The crazy thing is, outside of Safe + Sound, some of the business that was going on was crazy. Jimmy Iovine and Suge offered me and 2nd II None a production deal at Interscope. The number was so high that it freaked out Dion (a member of 2nd II None). He thought it was the devil…he was like, ‘Oh, they are trying to buy our souls!’ And I was like, ‘Man, are you stupid [laughs]?’ But Dion was like, ‘I have to go to God and ask him.’ I just told him, ‘You better go to the bank and cash this check. What are you doing this for? You are an idiot [laughs].’ But Dion turned the deal down. So we both lost the deal and I went back to Profile.
It ended up with me being a work-for-hire at Death Row, mixing all of those Tupac records and making sure all of the stuff got into the vault. I started cataloging those Death Row records and Suge gave me a handsome fee for that. But when I started seeing that Death Row was becoming run by gangbangers, that’s when I left. It didn’t rest well on my spirit. If I would have kept fucking around with Death Row I knew I would end up in a box.”

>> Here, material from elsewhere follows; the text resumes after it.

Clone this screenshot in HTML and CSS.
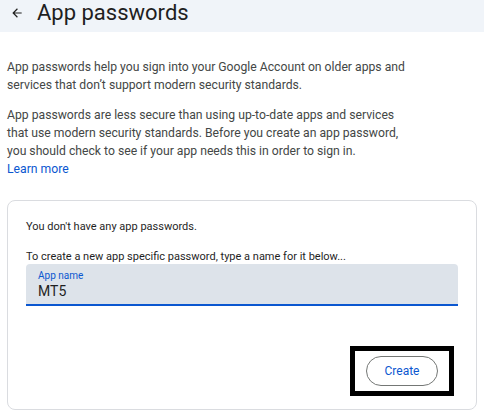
FILE: index.html
```html
<!DOCTYPE html>
<html lang="en">
<head>
    <meta charset="UTF-8">
    <title>App passwords</title>
    <link rel="stylesheet" href="styles.css">
</head>
<body>
<div class="header">
    <span class="back">
        <svg width="14" height="14" viewBox="0 0 24 24"><path d="M20 11H7.83l5.59-5.59L12 4l-8 8 8 8 1.41-1.41L7.83 13H20v-2z" fill="#1f1f1f"/></svg>
    </span>
    <span class="title">App passwords</span>
</div>

<div class="content">
    <p class="text">App passwords help you sign into your Google Account on older apps and services that don’t support modern security standards.</p>
    <p class="text">App passwords are less secure than using up-to-date apps and services that use modern security standards. Before you create an app password, you should check to see if your app needs this in order to sign in.<br><a href="#" class="link">Learn more</a></p>

    <div class="card">
        <p class="card-text">You don't have any app passwords.</p>
        <p class="card-text hint">To create a new app specific password, type a name for it below...</p>
        <div class="field">
            <div class="field-label">App name</div>
            <div class="field-value">MT5</div>
        </div>
        <div class="actions">
            <div class="highlight">
                <button class="btn">Create</button>
            </div>
        </div>
    </div>
</div>
</body>
</html>
```

FILE: styles.css
```css
html,
body {
    margin: 0;
    padding: 0;
    background: #fff;
    font-family: Roboto, "Liberation Sans", Arial, sans-serif;
    color: #1f1f1f;
}

.header {
    height: 32px;
    background: #f0f4f9;
    display: flex;
    align-items: flex-start;
}

.back {
    width: 33px;
    height: 26px;
    display: flex;
    align-items: center;
    justify-content: center;
}

.back svg {
    display: block;
}

.title {
    font-size: 22px;
    line-height: 26px;
    margin-left: 4px;
    color: #1f1f1f;
}

.content {
    padding: 26px 7px 0;
}

.text {
    margin: 0 0 12px;
    max-width: 408px;
    font-size: 12.2px;
    line-height: 18px;
    color: #444746;
}

.link {
    color: #0b57d0;
    text-decoration: none;
}

.card {
    margin-top: 22px;
    border: 1px solid #dadce0;
    border-radius: 8px;
    padding: 19px 18px 12px;
    height: 177px;
}

.card-text {
    margin: 0 0 16px;
    font-size: 11px;
    line-height: 14px;
    color: #1f1f1f;
}

.card-text.hint {
    margin-bottom: 0;
}

.field {
    background: #dde3ea;
    border-bottom: 2px solid #0b57d0;
    border-radius: 4px 4px 0 0;
    padding: 5px 12px 4px;
}

.field-label {
    font-size: 10px;
    line-height: 13px;
    color: #0b57d0;
}

.field-value {
    font-size: 14px;
    line-height: 18px;
    color: #1f1f1f;
}

.actions {
    display: flex;
    justify-content: flex-end;
    margin-top: 40px;
    padding-right: 4px;
}

.highlight {
    border: 5px solid #000;
    padding: 5px 11px;
}

.btn {
    width: 72px;
    height: 30px;
    border: 1px solid #747775;
    border-radius: 15px;
    background: #fff;
    color: #0b57d0;
    font-family: Roboto, "Liberation Sans", Arial, sans-serif;
    font-size: 12px;
    padding: 0;
}
```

“Heartz of Men” → 2Pac (1996)
“This guy named Carlos has credit for making ‘Heartz of Men,’ and that’s the dumbest thing ever. They gave the credit away on the only 2Pac song I produced. But working with Pac was crazy. He’d sit down, grab a pen, a legal pad and a blunt, and write out all of his thoughts. He would record the shit, do the backgrounds and ask if you needed anything else. Then he would walk out that studio and go in another studio with Dr. Dre and do the same thing and then go in the studio with Johnny J and do the same thing. I was like, ‘This dude is a robot. We really need to take something from his work ethic because this shit is crazy.’
The Pac in his last days was very shielded. I went to his mansion in Topanga Hills in ’95 right before he passed. It was this big beautiful white house, but it seemed so empty. Looking back, I think he was a little lonely…there was no furniture in that house. He was purging his energy. It almost felt like he knew that his death was coming. He was egging it on. The Pac I like to remember is the Pac from Digital Underground who I was on tour with. I wish that guy was back. He was a bright eye, fast-talking Oakland genius. He was a ball of energy that you could never forget. When Pac died I cried like a baby.”